千葉県には約6000haという全国でも7~8番目の広さの竹林があるが、竹材の需要が減り、管理が行き届かなくなって放置された竹林における「竹害」が深刻な問題となっている。竹は成長が早いので、密集して生えるとほかの木々の成長を阻み、植生が乱れてしまい、森林が荒廃していく。また、竹が無秩序に繁殖することにより良質な竹材や筍の収穫が難しくなるうえ、土壌保持力低下による崖崩れや枯れ材の海への流出などが発生する。

 千葉大学の環境ISO学生委員会と株式会社京葉銀行は協同でecoプロジェクトを実施しており、今回、SDGs達成に向けた取り組みの一環として竹林整備活動を行った。活動は全3回で構成し、第1回はセミナー形式で千葉県の竹害の現状や、竹材の活用などについての理解を深め、第2回・第3回では学生と行員が実際に竹林現場に足を運び、竹林整備活動や竹炭・竹粉製作などを体験した。

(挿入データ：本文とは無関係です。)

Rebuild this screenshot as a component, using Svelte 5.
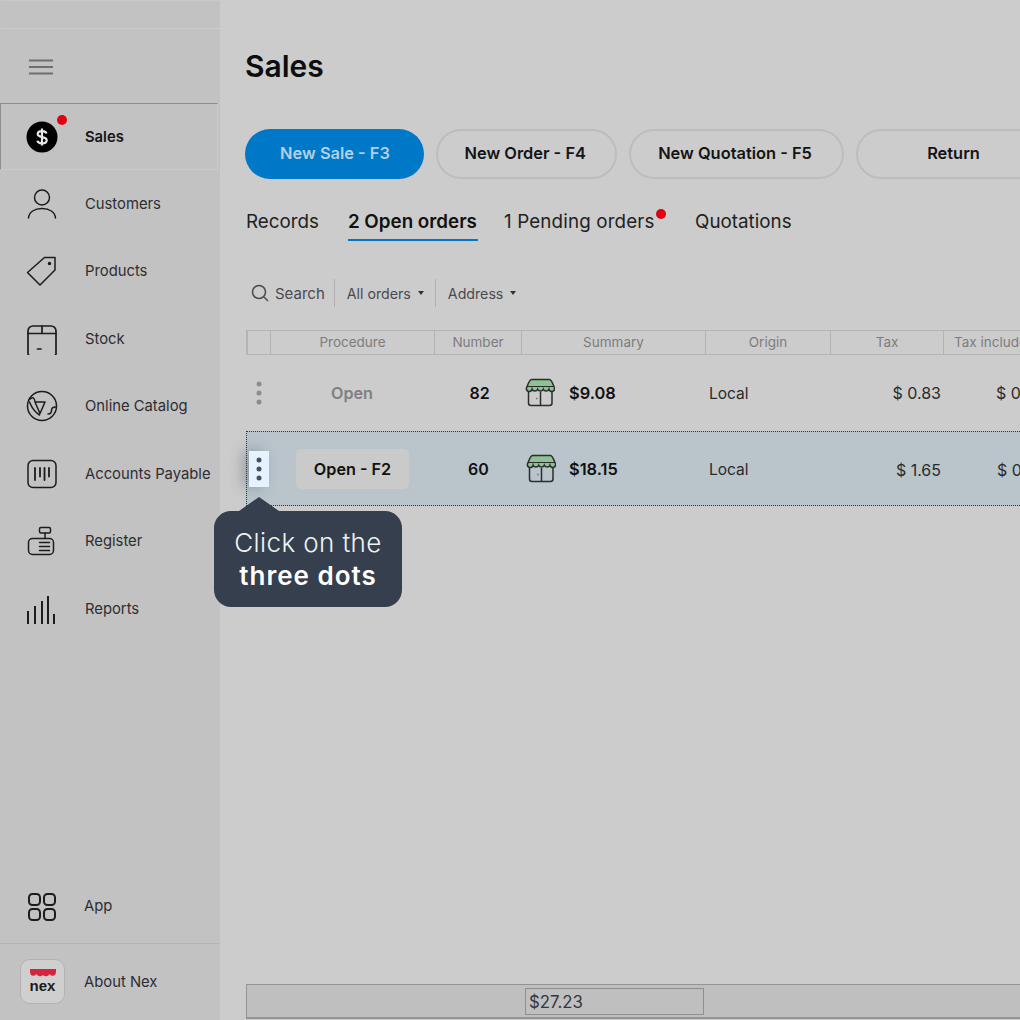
<script>
  const navItems = [
    { label: "Customers", icon: "customers" },
    { label: "Products", icon: "products" },
    { label: "Stock", icon: "stock" },
    { label: "Online Catalog", icon: "catalog" },
    { label: "Accounts Payable", icon: "payable" },
    { label: "Register", icon: "register" },
    { label: "Reports", icon: "reports" },
  ];

  const actions = [
    { label: "New Sale - F3", width: 179, primary: true },
    { label: "New Order - F4", width: 180.5 },
    { label: "New Quotation - F5", width: 215 },
    { label: "Return", width: 198 },
  ];

  const columns = ["", "Procedure", "Number", "Summary", "Origin", "Tax", "Tax included"];

  const orders = [
    { procedure: "Open", number: 82, total: "$9.08", origin: "Local", tax: "$ 0.83", taxIncluded: "$ 0.83" },
    { procedure: "Open - F2", number: 60, total: "$18.15", origin: "Local", tax: "$ 1.65", taxIncluded: "$ 0.83", selected: true },
  ];
</script>

{#snippet dots()}
  <svg width="8" height="24" viewBox="0 0 8 24" fill="currentColor">
    <circle cx="4" cy="3" r="2.5" />
    <circle cx="4" cy="12" r="2.5" />
    <circle cx="4" cy="21" r="2.5" />
  </svg>
{/snippet}

{#snippet shop()}
  <svg width="30" height="30" viewBox="0 0 30 30" fill="none" stroke="#2c2c2c" stroke-width="1.5">
    <rect x="3.5" y="9" width="23.500" height="18.500" rx="2.500" />
    <path d="M15.500 14v13.500" />
    <path d="M11.500 20.500h.8" />
    <path d="M6.500 1.500h18c2 0 3.500 4.500 5 8.500a2.800 2.800 0 0 1-5.600 1.200 3 3 0 0 1-5.600 0 3 3 0 0 1-5.600 0 3 3 0 0 1-5.600 0A2.800 2.800 0 0 1 1.500 10c1.500-4 3-8.500 5-8.500z" fill="#8fc196" />
    <path d="M2 8.500h27" stroke-width="1" />
  </svg>
{/snippet}

{#snippet navIcon(name)}
  <svg width="32" height="32" viewBox="0 0 32 32" fill="none" stroke="#1c1c1c" stroke-width="1.500" stroke-linecap="round" stroke-linejoin="round">
    {#if name === "customers"}
      <circle cx="16" cy="9.500" r="7.500" />
      <path d="M2.500 30c.5-6 6-9.500 13.500-9.500S29 24 29.500 30" />
    {:else if name === "products"}
      <path d="M18.500 2.500h10.500v12.500L14 30 1.500 17.500z" />
      <circle cx="23.500" cy="8.500" r="1" fill="#1c1c1c" />
    {:else if name === "stock"}
      <path d="M2 31V8a5 5 0 0 1 5-5h18a5 5 0 0 1 5 5v23M2 31a3 3 0 0 0 3 2h22a3 3 0 0 0 3-2" stroke-width="1.700" />
      <path d="M2 10.500h28M16 3v7.500M11.500 26h3.500" stroke-width="1.700" />
    {:else if name === "catalog"}
      <circle cx="16" cy="16" r="14.500" />
      <path d="M9 12h10l-5 11.500zM3.500 9.500c3-3 5-2 5.500 2.500M3.500 12c2 5 5 10 10 13M29.500 17c-3 0-4 1-4 3.500s-1.500 3.500-3.500 3.500" />
    {:else if name === "payable"}
      <rect x="2" y="2.500" width="28" height="27" rx="5" />
      <path d="M9 10v12M14 10v8.500M18.500 10v12M23 10v8.500" stroke-width="1.800" />
    {:else if name === "register"}
      <rect x="2.500" y="13.500" width="25" height="16" rx="4" />
      <rect x="13.500" y="2.500" width="11" height="5.500" rx="1.500" />
      <path d="M19 8v5.500M13.500 17.500h10M13.500 21.500h10M13.500 25.500h10" />
    {:else if name === "reports"}
      <path d="M2 31V18M9 31V13M16 31V8M22 31V3M28 31V21" stroke-width="2" stroke-linecap="butt" />
    {:else if name === "app"}
      <rect x="3" y="3" width="11" height="11" rx="3.500" stroke-width="2" />
      <rect x="18" y="3" width="11" height="11" rx="3.500" stroke-width="2" />
      <rect x="3" y="18" width="11" height="11" rx="3.500" stroke-width="2" />
      <rect x="18" y="18" width="11" height="11" rx="3.500" stroke-width="2" />
    {/if}
  </svg>
{/snippet}

<div class="page">
  <aside class="sidebar">
    <div class="strip"></div>
    <div class="menu-row">
      <svg width="26" height="18" viewBox="0 0 26 18" stroke="#6e6e6e" stroke-width="2">
        <path d="M1 2.500h24M1 9h24M1 15.500h24" />
      </svg>
    </div>

    <nav>
      <div class="nav-item active">
        <span class="nav-icon">
          <svg width="32" height="32" viewBox="0 0 32 32">
            <circle cx="16" cy="16" r="15.500" fill="#000" />
            <path d="M20.500 12.500c-.5-1.600-2.200-2.400-4.500-2.400-2.600 0-4.300 1.200-4.300 3 0 4.200 9 2 9 6.100 0 1.900-1.900 3.100-4.700 3.100-2.500 0-4.200-.9-4.700-2.600M16 7.500v17" fill="none" stroke="#e8e8e8" stroke-width="2.200" />
          </svg>
          <span class="badge"></span>
        </span>
        <strong>Sales</strong>
      </div>
      {#each navItems as item}
        <div class="nav-item">
          <span class="nav-icon">{@render navIcon(item.icon)}</span>
          <span>{item.label}</span>
        </div>
      {/each}
    </nav>

    <div class="sidebar-foot">
      <div class="nav-item app-item">
        <span class="nav-icon">{@render navIcon("app")}</span>
        <span class="app-label">App</span>
      </div>
      <div class="about">
        <span class="logo">
          <svg width="28" height="9" viewBox="0 0 28 9">
            <path d="M1 0h26v3.500a3.500 3.500 0 0 1-6.500 1.500 4 4 0 0 1-6.500 1 4 4 0 0 1-6.500-1A3.500 3.500 0 0 1 1 3.500z" fill="#d5253d" />
          </svg>
          <b>nex</b>
        </span>
        <span class="about-label">About Nex</span>
      </div>
    </div>
  </aside>

  <main>
    <h1>Sales</h1>

    <div class="actions">
      {#each actions as action}
        <button type="button" class="action" class:primary={action.primary} style="width: {action.width}px">{action.label}</button>
      {/each}
    </div>

    <div class="tabs">
      <span>Records</span>
      <span class="current">2 Open orders</span>
      <span class="pending">1 Pending orders<i></i></span>
      <span>Quotations</span>
    </div>

    <div class="filters">
      <span class="filter search">
        <svg width="18" height="18" viewBox="0 0 18 18" fill="none" stroke="#4a4a4a" stroke-width="1.500">
          <circle cx="8" cy="8" r="6.500" />
          <path d="M13 13l4 4" />
        </svg>
        Search
      </span>
      <span class="filter">All orders <em></em></span>
      <span class="filter">Address <em></em></span>
    </div>

    <div class="table">
      <div class="head">
        {#each columns as column}
          <span>{column}</span>
        {/each}
      </div>
      {#each orders as order}
        <div class="row" class:selected={order.selected}>
          <span class="more">{@render dots()}</span>
          <span class="procedure"><span class="open">{order.procedure}</span></span>
          <span class="number">{order.number}</span>
          <span class="summary">{@render shop()}<b>{order.total}</b></span>
          <span class="origin">{order.origin}</span>
          <span class="money">{order.tax}</span>
          <span class="money">{order.taxIncluded}</span>
        </div>
      {/each}

      <div class="tooltip">
        <span>Click on the</span>
        <strong>three dots</strong>
      </div>
    </div>

    <div class="totals">
      <span class="total-cell">$27.23</span>
    </div>
  </main>
</div>

<style>
  :global(body) {
    margin: 0;
    background: #cccccc;
  }
  .page {
    display: flex;
    width: 1020px;
    height: 1020px;
    overflow: hidden;
    font-family: Inter, "Liberation Sans", sans-serif;
    color: #111;
  }
  .sidebar {
    display: flex;
    flex-direction: column;
    flex-shrink: 0;
    width: 220px;
    background: #c2c2c2;
  }
  .strip {
    flex-shrink: 0;
    height: 27px;
    margin-left: 1px;
    border-top: 1px solid #c9c9c9;
    border-bottom: 1px solid #cdcdcd;
  }
  .menu-row {
    display: flex;
    align-items: center;
    box-sizing: border-box;
    height: 73px;
    padding: 3px 0 0 28px;
  }
  nav {
    display: flex;
    flex-direction: column;
  }
  .nav-item {
    display: flex;
    align-items: center;
    height: 67.5px;
    font-size: 14.8px;
    color: #2d2d33;
  }
  .nav-item strong {
    font-weight: 600;
    color: #15151a;
  }
  .nav-item.active {
    box-sizing: border-box;
    width: 218px;
    height: 67px;
    border-top: 1px solid #8f8f8f;
    border-left: 1px solid #8f8f8f;
    border-right: 1px solid #cacaca;
    border-bottom: 1px solid #cacaca;
    margin-top: 1px;
  }
  .nav-icon {
    position: relative;
    display: flex;
    justify-content: center;
    width: 32px;
    margin: 0 27px 0 26px;
  }
  .active .nav-icon {
    margin-left: 25px;
  }
  .badge {
    position: absolute;
    top: -6px;
    right: -9px;
    width: 10px;
    height: 10px;
    border-radius: 50%;
    background: #e0000f;
  }
  .sidebar-foot {
    margin-top: auto;
  }
  .app-item {
    height: 72px;
  }
  .app-item .nav-icon {
    margin-right: 26px;
  }
  .app-label {
    padding-bottom: 2px;
  }
  .about {
    display: flex;
    align-items: center;
    gap: 19px;
    width: 219px;
    height: 77px;
    box-sizing: border-box;
    padding: 0 0 2px 20px;
    border-top: 1px solid #b4b4b4;
    font-size: 14.8px;
    color: #2d2d33;
  }
  .about-label {
    padding-top: 1px;
  }
  .logo {
    display: flex;
    flex-direction: column;
    align-items: center;
    justify-content: center;
    box-sizing: border-box;
    width: 45px;
    height: 45px;
    border: 1px solid #b2b2b2;
    border-radius: 10px;
    background: #cfcfcf;
  }
  .logo b {
    margin-top: 1px;
    font-family: "Liberation Sans", sans-serif;
    font-size: 15px;
    line-height: 14px;
    color: #1b1b1b;
  }
  main {
    flex: 1;
    min-width: 0;
    padding-left: 25px;
  }
  h1 {
    margin: 48px 0 0;
    font-size: 30px;
    line-height: 36px;
    font-weight: 600;
    color: #0d0d0d;
  }
  .actions {
    display: flex;
    gap: 12px;
    margin-top: 45px;
  }
  .action {
    flex-shrink: 0;
    height: 50px;
    padding: 0 2px 2px 0;
    font: 600 16.4px Inter, sans-serif;
    color: #141414;
    background: transparent;
    border: 2px solid #bdbdbd;
    border-radius: 25px;
  }
  .action.primary {
    padding: 0 0 2px 1px;
    border: none;
    background: #0078c8;
    color: #b4cfe2;
  }
  .tabs {
    display: flex;
    gap: 28px;
    margin-top: 31px;
    padding-left: 1px;
    font-size: 18.8px;
    line-height: 24px;
    color: #222;
  }
  .tabs span {
    position: relative;
    flex-shrink: 0;
  }
  .current {
    margin: 0 -1px 0 1px;
    font-weight: 600;
    color: #111;
  }
  .current::after {
    content: "";
    position: absolute;
    left: 0;
    right: -1px;
    bottom: -7px;
    height: 2px;
    background: #0078c8;
  }
  .pending {
    margin-right: 12.5px;
    letter-spacing: 0.15px;
  }
  .pending i {
    position: absolute;
    top: -1px;
    right: -11px;
    width: 10px;
    height: 10px;
    border-radius: 50%;
    background: #e0000f;
  }
  .filters {
    display: flex;
    align-items: center;
    height: 28px;
    margin-top: 45px;
    padding-left: 6px;
    font-size: 14.2px;
    color: #4a4a4f;
  }
  .filter {
    display: flex;
    align-items: center;
    height: 100%;
    padding: 0 11px 0 12px;
    border-left: 1px solid #b0b0b0;
  }
  .search {
    gap: 6px;
    padding: 0 9px 0 0;
    border-left: none;
    font-size: 15px;
  }
  .filter em {
    width: 0;
    height: 0;
    margin-left: 7px;
    border: 3.5px solid transparent;
    border-top: 4px solid #333;
    border-bottom: none;
  }
  .table {
    position: relative;
    width: 900px;
    margin-top: 23px;
    margin-left: 1px;
  }
  .head, .row {
    display: grid;
    grid-template-columns: 24px 164px 87px 184px 125px 113px 1fr;
  }
  .head {
    grid-template-columns: 22px 164px 87px 184px 125px 113px 1fr;
    box-sizing: border-box;
    height: 25px;
    border: 1px solid #b4b4b4;
    border-left-width: 2px;
    border-right: none;
    font-size: 13.5px;
    line-height: 23px;
    color: #7d7d7d;
  }
  .head span {
    text-align: center;
    border-left: 1px solid #b4b4b4;
    overflow: hidden;
    white-space: nowrap;
  }
  .head span:first-child {
    border-left: none;
  }
  .head span:last-child {
    text-align: left;
    padding-left: 10px;
  }
  .row {
    align-items: center;
    height: 76px;
    font-size: 15.5px;
  }
  .row.selected {
    box-sizing: border-box;
    height: 75px;
    background: #b9c4cb;
    border: 1px dotted #333;
    border-right: none;
  }
  .more {
    display: flex;
    justify-content: center;
    margin-left: 1px;
    color: #8d8d8d;
  }
  .selected .more {
    box-sizing: border-box;
    justify-content: center;
    align-items: center;
    width: 20px;
    height: 36px;
    margin-left: 2px;
    background: #e6f3ff;
    color: #48505a;
    box-shadow: -6px 0 14px rgba(60, 70, 80, 0.35);
  }
  .procedure {
    display: flex;
    justify-content: center;
  }
  .open {
    font-size: 16.2px;
    font-weight: 600;
    color: #808080;
  }
  .selected .open {
    box-sizing: border-box;
    width: 113px;
    height: 40px;
    line-height: 40px;
    margin-left: -1px;
    text-align: center;
    border-radius: 5px;
    background: #cacaca;
    color: #111;
  }
  .number {
    padding-left: 4px;
    text-align: center;
    font-weight: 600;
    font-size: 16px;
  }
  .selected .number {
    padding-left: 0;
  }
  .summary {
    display: flex;
    align-items: center;
    gap: 14px;
    padding-left: 4px;
  }
  .selected .summary {
    gap: 13px;
  }
  .summary b {
    font-weight: 600;
    font-size: 16.4px;
  }
  .origin {
    padding-left: 4px;
    color: #2a2a2a;
  }
  .selected .origin {
    padding: 2px 0 0 3px;
  }
  .money {
    text-align: right;
    font-size: 16px;
    color: #2a2a2a;
    padding-right: 2px;
  }
  .selected .money {
    padding-top: 2px;
    padding-right: 3px;
  }
  .money:last-child {
    text-align: left;
    padding-left: 53px;
  }
  .tooltip {
    position: absolute;
    top: 181px;
    left: -32px;
    box-sizing: border-box;
    width: 188px;
    height: 96px;
    padding-top: 15px;
    display: flex;
    flex-direction: column;
    align-items: center;
    border-radius: 17px;
    background: #353f4e;
    color: #f0f3f6;
    font-size: 26px;
    line-height: 33px;
    letter-spacing: 0.4px;
    font-weight: 300;
  }
  .tooltip strong {
    font-weight: 600;
    letter-spacing: 1px;
    color: #fff;
  }
  .tooltip::before {
    content: "";
    position: absolute;
    top: -14px;
    left: 25px;
    border: 20px solid transparent;
    border-top: none;
    border-bottom: 14px solid #353f4e;
  }
  .totals {
    box-sizing: border-box;
    display: flex;
    align-items: center;
    width: 800px;
    height: 35px;
    margin-top: 478px;
    margin-left: 1px;
    padding-left: 278px;
    background: #bfbfbf;
    border: 1px solid #949494;
    border-bottom-width: 2px;
    border-right: none;
    font-size: 16.8px;
    color: #333742;
  }
  .total-cell {
    box-sizing: border-box;
    width: 179px;
    height: 27px;
    line-height: 27px;
    padding-left: 3px;
    border: 1px solid #8f8f8f;
  }
</style>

 参加した佐藤大生さん(法政経学部2年)は、「うっそうとした竹林に到着すると、人が通れないほど竹が密集して伸びている箇所を多く目にしました。2,3人でのこぎりを使って、曲がって伸びている竹や腐っている竹を伐り出し、それらを炭や竹粉にするために運ぶ作業を行いました。徐々に竹林の奥へと分け入るのは、まるで開拓しているかのような気分で楽しく整備をすることができました。また、限られた時間でも多くの竹を伐採し、太陽の光が心地よく差し込む竹林へと整備でき、そのきれいさに達成感を感じました。しかし、私たちが整備した箇所は千葉県の竹林全体でみるとほんの一部に過ぎません。このような活動や竹を有効利用する方法が広まり、竹害の被害を抑えていくためにも同年代の若い世代にこの問題を伝えていきたいと思います。」と話した。

 千葉大学と京葉銀行は2012年に包括連携協定を結んでおり、千葉大学で環境活動を主体的に担っている環境ISO学生委員会と京葉銀行が協同で、2017年から「ecoプロジェクト~7色の虹を千葉から未来へ」を実施している。プロジェクトでは、国連の持続可能な開発目標(SDGs)の達成に向けて、まずは「地域の環境負荷削減と環境意識向上に貢献したい」という想いで、京葉銀行の行員や取引先企業、地域住民、千葉大学の学生などを含めた千葉県内の多くの人をを対象に、環境意識の啓発活動を実践している。